Which leads to musicians. Ok, a few hard facts – 1) No, your orchestra would not be in tremendously better shape if you were running it. You went to school for music. Knowing how to play your instrument does not give you an understanding of how to run a business; 2) Any rule you have put into your orchestra’s contract that limits access to media in any way is seriously detrimental to your continued livelihood; 3) The orchestra in your town is not there for your benefit. It is there for the benefit of the audience. The audience is paramount and any consideration about anything that does not put the audience first is seriously detrimental to your continued livelihood.
-Bill Eddins
RTWT
I think he has some good points there.
(Sadly, I’m in groups that would love to put up YouTube videos and recordings, but the Big Boys in the New York union headquarters nixed that. Sometimes we really do want to do the right thing.

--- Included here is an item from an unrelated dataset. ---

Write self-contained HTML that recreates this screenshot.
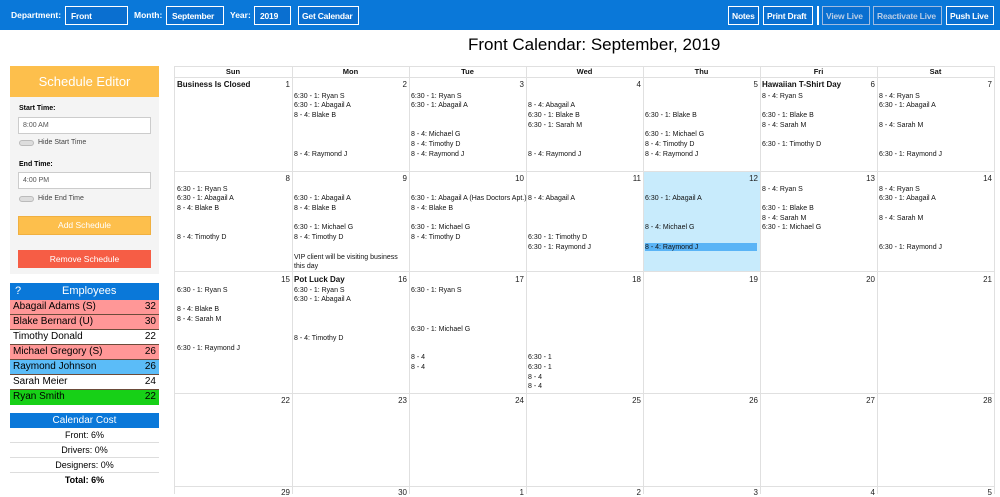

Honest!)
The article to which Bill Eddins was referring ends with this:
American orchestras will keep failing. I feel less for them than for the excellent musicians who will be displaced. But face a few facts. American orchestras will no more grow than Mother Nature will take the liver spots off my hands. We have grown old together. Darwinism is at work, and American orchestras must adjust: to smaller dreams, fewer orchestras serving wider areas, fragmented listenerships, hopes for some kind of government help and, above all, a way of preserving the past, electronically if not by word of mouth.
Am I as hopeless as they? Not quite. But I do believe we are in for a lot of aches and pains, and I think our boom days are long gone.